**Aim of the exercise:** Pull out every line below that holds the word "index".

**Given information:**
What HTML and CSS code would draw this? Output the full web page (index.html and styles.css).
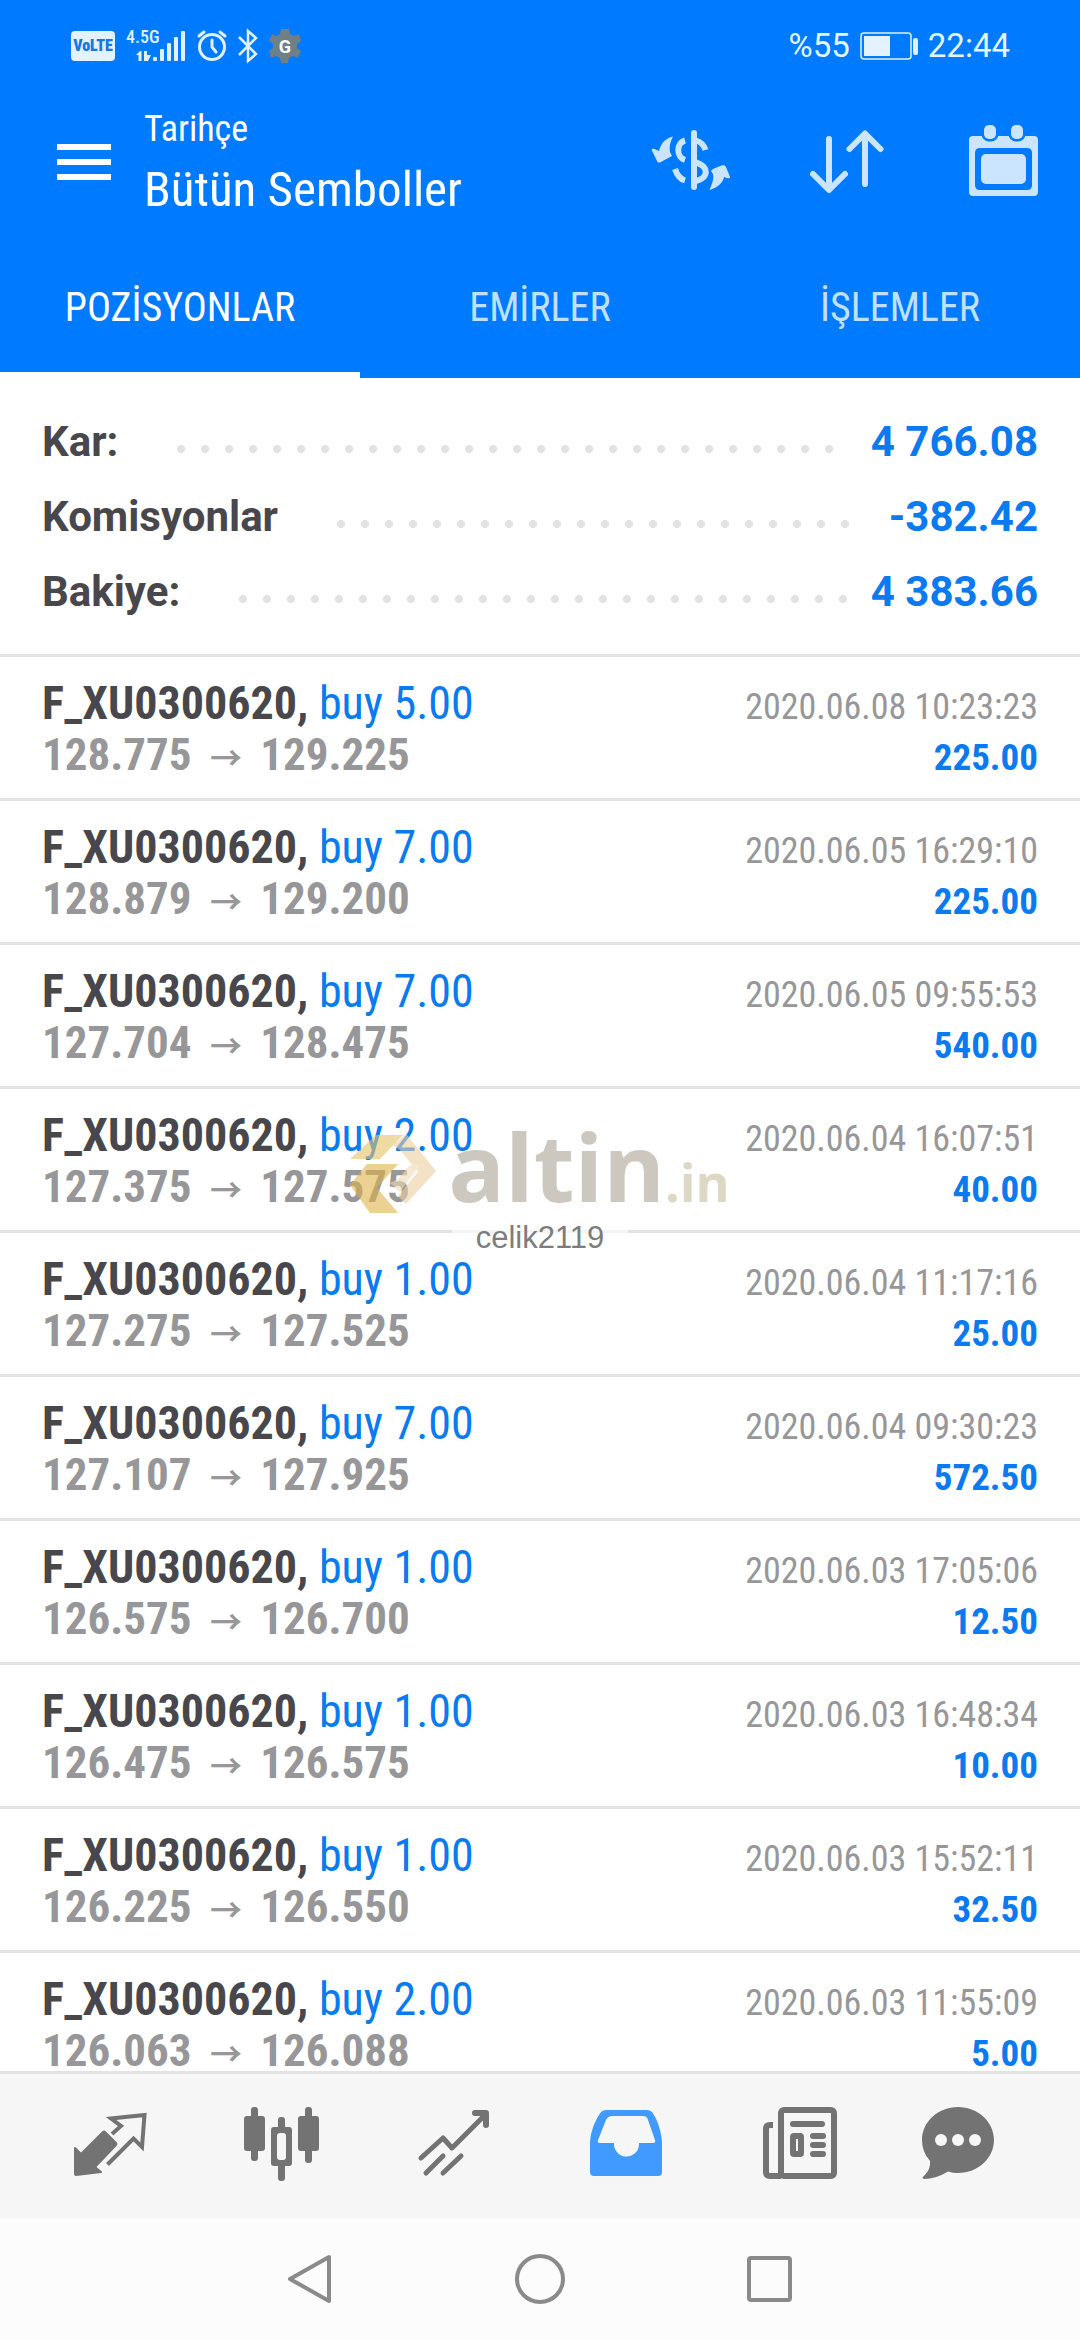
FILE: index.html
```html
<!DOCTYPE html>
<html lang="tr">
<head>
<meta charset="utf-8">
<meta name="viewport" content="width=device-width">
<title>Tarihçe</title>
<link rel="stylesheet" href="styles.css">
</head>
<body>
<header class="header">
  <div class="status">
    <div class="status-group">
      <span class="volte">VoLTE</span>
      <span class="signal">
        <span class="net">4.5G</span>
        <svg width="60" height="34" viewBox="0 0 60 34" fill="#dff0ff"><path d="M10 26l4-4h1.500v10h-3v-6zM18 22h3v4l4 0-3 6h-4z"/><rect x="27" y="28" width="4" height="4" rx="1"/><rect x="34" y="20" width="4" height="12" rx="1"/><rect x="41" y="14" width="4" height="18" rx="1"/><rect x="48" y="8" width="4" height="24" rx="1"/><rect x="55" y="2" width="4" height="30" rx="1"/></svg>
      </span>
      <svg width="30" height="34" viewBox="0 0 30 34" fill="none" stroke="#dff0ff" stroke-width="3" stroke-linecap="round"><circle cx="15" cy="18" r="12.500"/><path d="M15 11v7l4 5M2 7l5-4M28 7l-5-4"/></svg>
      <svg width="20" height="34" viewBox="0 0 20 34" fill="none" stroke="#dff0ff" stroke-width="2.500"><path d="M1 8l17 17-8 7V2l8 7L1 26"/></svg>
      <svg width="32" height="34" viewBox="0 0 32 34"><path fill="#6f7f86" d="M12 0h8l1 5 4 2 5-2 2 7-4 3v4l4 3-3 7-5-2-4 2-1 5h-7l-1-5-4-2-5 2-2-7 4-3v-4l-4-3 3-7 4 2 4-2z"/><text x="16" y="24" class="gear-letter">G</text></svg>
    </div>
    <div class="status-group">
      <span class="status-text">%55</span>
      <svg width="58" height="28" viewBox="0 0 58 28"><rect x="1" y="1" width="50" height="26" rx="3" fill="none" stroke="#dff0ff" stroke-width="1.500"/><rect x="4" y="4" width="26" height="20" fill="#e4f1ff"/><rect x="53" y="6" width="5" height="17" rx="2" fill="#dff0ff"/></svg>
      <span class="status-text">22:44</span>
    </div>
  </div>
  <div class="appbar">
    <button class="icon-button" aria-label="Menü"><svg width="54" height="36" viewBox="0 0 54 36" fill="#fff"><path d="M0 0h54v6H0zM0 15h54v6H0zM0 30h54v6H0z"/></svg></button>
    <div class="titles">
      <p class="subtitle">Tarihçe</p>
      <h1 class="title">Bütün Semboller</h1>
    </div>
    <div class="actions">
      <button class="icon-button" aria-label="Sembol"><svg width="80" height="68" viewBox="0 0 80 68" fill="none" stroke="#cce5ff" stroke-width="6"><path stroke-linecap="round" d="M43 5v54"/><path d="M34 12.500C25 15 25 29 34 32M45 12.500C50 14 53 17 54.500 22M24 41C26 47 29 51 34 52.500M45 34.500C58 38 58 50 45 53"/><path fill="#cce5ff" stroke="none" d="M22 8.500C19 14 18 19 19 24l2 4L9 34.500Q7 35 6 33L.7 22q0-2 3-1L8 23C10 15 15 10 22 8.500zM58.500 62C61 56 63 51 62 46l-2-3q0-2 12-6 2 0 3 2l4 10q0 2-3 1l-3-1C72 55 66 60 58.500 62z"/></svg></button>
      <button class="icon-button" aria-label="Sırala"><svg width="82" height="74" viewBox="2 0 82 74" fill="none" stroke="#cce5ff" stroke-width="6" stroke-linecap="round" stroke-linejoin="round"><path d="M23 14v50M7 49l16 16 16-16M59 9v50M43.500 24L59 8.500 74.500 24"/></svg></button>
      <button class="icon-button" aria-label="Tarih"><svg width="74" height="78" viewBox="0 0 74 78" fill="#cce5ff"><path fill-rule="evenodd" d="M6 13h61q4 0 4 4v52q0 4-4 4H6q-4 0-4-4V17q0-4 4-4zM13 25q-5 0-5 5v32q0 5 5 5h47q5 0 5-5V30q0-5-5-5z"/><rect x="14" y="31" width="45" height="30" rx="5"/><g stroke="#007aff" stroke-width="5" paint-order="stroke"><rect x="17" y="2" width="12" height="14" rx="5"/><rect x="44" y="2" width="12" height="14" rx="5"/></g></svg></button>
    </div>
  </div>
  <div class="tabs" role="tablist">
    <button class="tab tab-active" role="tab" aria-selected="true">POZİSYONLAR</button>
    <button class="tab" role="tab" aria-selected="false">EMİRLER</button>
    <button class="tab" role="tab" aria-selected="false">İŞLEMLER</button>
  </div>
</header>
<main class="content">
  <dl class="summary">
    <div class="summary-row"><dt>Kar:</dt><dd>4 766.08</dd></div>
    <div class="summary-row"><dt>Komisyonlar</dt><dd>-382.42</dd></div>
    <div class="summary-row"><dt>Bakiye:</dt><dd>4 383.66</dd></div>
  </dl>
  <ul class="deals">
    <li class="deal"><div class="line"><span class="symbol">F_XU0300620, <span class="side">buy 5.00</span></span><time class="date">2020.06.08 10:23:23</time></div><div class="line"><span class="price">128.775 <span class="arrow">→</span> 129.225</span><span class="profit">225.00</span></div></li>
    <li class="deal"><div class="line"><span class="symbol">F_XU0300620, <span class="side">buy 7.00</span></span><time class="date">2020.06.05 16:29:10</time></div><div class="line"><span class="price">128.879 <span class="arrow">→</span> 129.200</span><span class="profit">225.00</span></div></li>
    <li class="deal"><div class="line"><span class="symbol">F_XU0300620, <span class="side">buy 7.00</span></span><time class="date">2020.06.05 09:55:53</time></div><div class="line"><span class="price">127.704 <span class="arrow">→</span> 128.475</span><span class="profit">540.00</span></div></li>
    <li class="deal"><div class="line"><span class="symbol">F_XU0300620, <span class="side">buy 2.00</span></span><time class="date">2020.06.04 16:07:51</time></div><div class="line"><span class="price">127.375 <span class="arrow">→</span> 127.575</span><span class="profit">40.00</span></div></li>
    <li class="deal"><div class="line"><span class="symbol">F_XU0300620, <span class="side">buy 1.00</span></span><time class="date">2020.06.04 11:17:16</time></div><div class="line"><span class="price">127.275 <span class="arrow">→</span> 127.525</span><span class="profit">25.00</span></div></li>
    <li class="deal"><div class="line"><span class="symbol">F_XU0300620, <span class="side">buy 7.00</span></span><time class="date">2020.06.04 09:30:23</time></div><div class="line"><span class="price">127.107 <span class="arrow">→</span> 127.925</span><span class="profit">572.50</span></div></li>
    <li class="deal"><div class="line"><span class="symbol">F_XU0300620, <span class="side">buy 1.00</span></span><time class="date">2020.06.03 17:05:06</time></div><div class="line"><span class="price">126.575 <span class="arrow">→</span> 126.700</span><span class="profit">12.50</span></div></li>
    <li class="deal"><div class="line"><span class="symbol">F_XU0300620, <span class="side">buy 1.00</span></span><time class="date">2020.06.03 16:48:34</time></div><div class="line"><span class="price">126.475 <span class="arrow">→</span> 126.575</span><span class="profit">10.00</span></div></li>
    <li class="deal"><div class="line"><span class="symbol">F_XU0300620, <span class="side">buy 1.00</span></span><time class="date">2020.06.03 15:52:11</time></div><div class="line"><span class="price">126.225 <span class="arrow">→</span> 126.550</span><span class="profit">32.50</span></div></li>
    <li class="deal"><div class="line"><span class="symbol">F_XU0300620, <span class="side">buy 2.00</span></span><time class="date">2020.06.03 11:55:09</time></div><div class="line"><span class="price">126.063 <span class="arrow">→</span> 126.088</span><span class="profit">5.00</span></div></li>
  </ul>
</main>
<nav class="bottom-bar">
  <button class="icon-button" aria-label="Fiyatlar"><svg width="80" height="80" viewBox="0 0 80 80" stroke="#737373" stroke-linejoin="round"><path fill="#737373" stroke-width="2" d="M5 42l6 6 22-22q1-1 2 0l11 11q1 1 0 2L25 61l6 5-25 3q-1 0-1-1z"/><path fill="none" stroke-width="4" stroke-linejoin="miter" d="M42 28l9-8-10-7.500 33.500-3.500L72 41l-8.500-8.500-26 26"/></svg></button>
  <button class="icon-button" aria-label="Grafik"><svg width="80" height="80" viewBox="0 0 80 80" fill="#737373"><rect x="2" y="10" width="21" height="35" rx="3"/><rect x="9" y="1" width="7" height="54" rx="3"/><rect x="56" y="10" width="21" height="35" rx="3"/><rect x="63" y="1" width="7" height="56" rx="3"/><rect x="36" y="11" width="7" height="14" rx="3"/><rect x="36" y="57" width="7" height="18" rx="3"/><path fill-rule="evenodd" d="M32 21h15q3 0 3 3v33q0 3-3 3H32q-3 0-3-3V24q0-3 3-3zM38 27q-3 0-3 3v21q0 3 3 3h3q3 0 3-3V30q0-3-3-3z"/></svg></button>
  <button class="icon-button" aria-label="İşlem"><svg width="80" height="80" viewBox="0 0 80 80" fill="none" stroke="#737373" stroke-width="6" stroke-linejoin="round" stroke-linecap="round"><path stroke-width="5" d="M7 52l22-20 9 10L71 9"/><path d="M61 7h11v12"/><path fill="#737373" stroke="none" d="M63 7h11v11z"/><path stroke-width="5" d="M12 67l17-17M29 67l18-17"/></svg></button>
  <button class="icon-button" aria-label="Tarihçe" aria-current="page"><svg width="80" height="80" viewBox="0 0 80 80" fill="#409aff"><path fill-rule="evenodd" d="M4 36C5 23 10 13 15 6Q17 4 20 4h41q3 0 5 2c5 7 9 17 10 30v30q0 4-4 4H8q-4 0-4-4zM26 10q-4 0-6 4l-8 20q-1 3 2 3h14a12.500 12.500 0 0 0 25 2v-2h14q3 0 2-3l-7-20q-1-4-5-4z"/></svg></button>
  <button class="icon-button" aria-label="Haberler"><svg width="80" height="80" viewBox="0 0 80 80" fill="none" stroke="#737373" stroke-width="6"><rect x="23" y="4" width="53" height="66" rx="3"/><path d="M15 19h-3q-4 0-4 4v43q0 4 4 4h11"/><path stroke-linecap="round" d="M35 18h29M55 30h10M55 39h10M55 48h10"/><rect x="35" y="30" width="8" height="18" rx="1"/></svg></button>
  <button class="icon-button" aria-label="Mesajlar"><svg width="80" height="80" viewBox="12 0 80 80" fill="#737373"><path d="M40 1c20 0 36 15 36 33S60 67 40 67q-5 0-10-1.500Q18 73 6 73q-3-1 0-3 7-7 6-15Q4 46 4 34C4 16 20 1 40 1z"/><g fill="#f6f6f6"><circle cx="23" cy="34" r="6"/><circle cx="40" cy="34" r="6"/><circle cx="57" cy="34" r="6"/></g></svg></button>
</nav>
<div class="system-nav">
  <button class="icon-button" aria-label="Geri"><svg width="52" height="52" viewBox="0 0 52 52" fill="none" stroke="#8a8a8a" stroke-width="4" stroke-linejoin="round"><path d="M6 26L45 4v44z"/></svg></button>
  <button class="icon-button" aria-label="Ana ekran"><svg width="52" height="52" viewBox="0 0 52 52" fill="none" stroke="#8a8a8a" stroke-width="4"><circle cx="26" cy="26" r="23"/></svg></button>
  <button class="icon-button" aria-label="Son uygulamalar"><svg width="52" height="52" viewBox="0 0 52 52" fill="none" stroke="#8a8a8a" stroke-width="4"><rect x="5" y="5" width="41" height="42" rx="2"/></svg></button>
</div>
<div class="watermark">
  <div class="brand">
    <svg width="86" height="80" viewBox="0 0 86 80"><path fill="#e6c464" d="M26 1h27L30 25H0z"/><path fill="#deb34a" d="M17 30h31L27 54l21 25H20L0 51z"/><path fill="#ecd0a0" d="M55 1h2l29 36-30 33-8-8 20-24-18-22-7-5z"/><path fill="#f0dcb8" d="M48 45l12-14h10L50 58l-10-9z"/></svg>
    <span class="brand-name">altin</span><span class="brand-tld">.in</span>
  </div>
  <span class="user">celik2119</span>
</div>
</body>
</html>
```
FILE: styles.css
```css
* { box-sizing: border-box; }

body {
  margin: 0;
  height: 100vh;
  display: flex;
  flex-direction: column;
  position: relative;
  background: #fff;
  color: #48474c;
  font-family: "Roboto Condensed", Roboto, sans-serif;
}

p, h1, dl, dd, ul { margin: 0; padding: 0; }
svg { display: block; overflow: visible; }
button {
  margin: 0;
  padding: 0;
  border: 0;
  background: none;
  font: inherit;
  color: inherit;
}

/* Header */
.header { background: #007aff; color: #fff; }

.status {
  display: flex;
  justify-content: space-between;
  align-items: center;
  height: 90px;
  padding: 2px 70px 0 71px;
}
.status-group { display: flex; align-items: center; gap: 10px; }
.status-group:first-child { gap: 11px; }
.status-text { font: 400 33px/40px Roboto, sans-serif; color: #e4f6ff; }
.volte {
  width: 44px;
  border-radius: 4px;
  background: #e4f1ff;
  color: #1479e0;
  font-size: 16px;
  font-weight: 900;
  line-height: 30px;
  text-align: center;
}
.signal { position: relative; }
.net {
  position: absolute;
  top: 0;
  left: 0;
  font-size: 18px;
  font-weight: 500;
  line-height: 16px;
  color: #dff0ff;
}
.gear-letter { font: 700 18px Roboto, sans-serif; fill: #fff; text-anchor: middle; }

.appbar {
  display: flex;
  align-items: center;
  height: 144px;
  padding: 0 39px 0 57px;
}
.titles { flex: 1; padding: 1px 0 0 33px; }
.subtitle { font-size: 36px; line-height: 55px; }
.title { font-size: 49px; font-weight: 400; line-height: 66px; }
.actions { display: flex; align-items: center; gap: 77px; }

.tabs { display: flex; height: 144px; }
.tab {
  flex: 1;
  padding-top: 9px;
  border-bottom: 6px solid transparent;
  font-size: 40px;
  color: #bfe0ff;
}
.tab-active { color: #fff; border-color: #fff; }

/* Totals */
.content { flex: 1; min-height: 0; overflow: hidden; }

.summary {
  padding: 26px 42px 25px;
  border-bottom: 3px solid #e3e3e3;
  font-family: Roboto, sans-serif;
  font-size: 42px;
  font-weight: 700;
  line-height: 75px;
}
.summary-row { display: flex; align-items: center; }
.summary-row::before {
  content: "";
  order: 1;
  flex: 1;
  height: 8px;
  margin: 14px 24px 0 51px;
  background: radial-gradient(circle at center, #e3e3e3 0 4px, transparent 4px) 0 0 / 24px 8px repeat-x;
}
.summary dd { order: 2; color: #0a7af0; }

/* Deals */
.deals { list-style: none; }
.deal { padding: 21px 42px 18px; border-bottom: 3px solid #e3e3e3; }
.line {
  display: flex;
  justify-content: space-between;
  align-items: baseline;
  line-height: 51px;
}
.symbol { font-size: 46px; font-weight: 700; }
.side { font-weight: 400; color: #0a7af0; }
.price { font-size: 45px; font-weight: 700; color: #979799; }
.arrow {
  margin: 0 8px;
  font-family: "Noto Sans CJK JP", sans-serif;
  font-size: 32px;
  line-height: 32px;
}
.date { font-size: 36px; line-height: 44px; color: #979799; }
.profit { font-size: 37px; font-weight: 700; line-height: 44px; color: #0a7af0; }

/* Bottom navigation */
.bottom-bar {
  display: flex;
  height: 147px;
  padding: 0 24px;
  border-top: 3px solid #e3e3e3;
  background: #f6f6f6;
}
.bottom-bar .icon-button,
.system-nav .icon-button { flex: 1; display: grid; place-items: center; }
.system-nav {
  display: flex;
  height: 122px;
  padding: 0 195px;
  background: #fcfcfc;
}

/* Watermark laid over the list */
.watermark {
  position: absolute;
  inset: 0;
  display: flex;
  flex-direction: column;
  align-items: center;
  justify-content: center;
  gap: 4px;
  padding-top: 36px;
  pointer-events: none;
}
.brand {
  display: flex;
  align-items: baseline;
  font-family: "Open Sans", sans-serif;
  font-weight: 700;
  line-height: 96px;
}
.brand svg { align-self: flex-end; margin-right: 12px; opacity: 0.6; }
.brand-name { font-size: 94px; color: rgba(144, 132, 112, 0.45); }
.brand-tld { font-size: 52px; line-height: 52px; color: rgba(180, 168, 128, 0.45); }
.user {
  padding: 0 24px;
  background: rgba(255, 255, 255, 0.6);
  font: 400 31px/40px "Liberation Sans", sans-serif;
  color: #7c7c7c;
}
```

**Output of the task:**
What HTML and CSS code would draw this? Output the full web page (index.html and styles.css).
FILE: index.html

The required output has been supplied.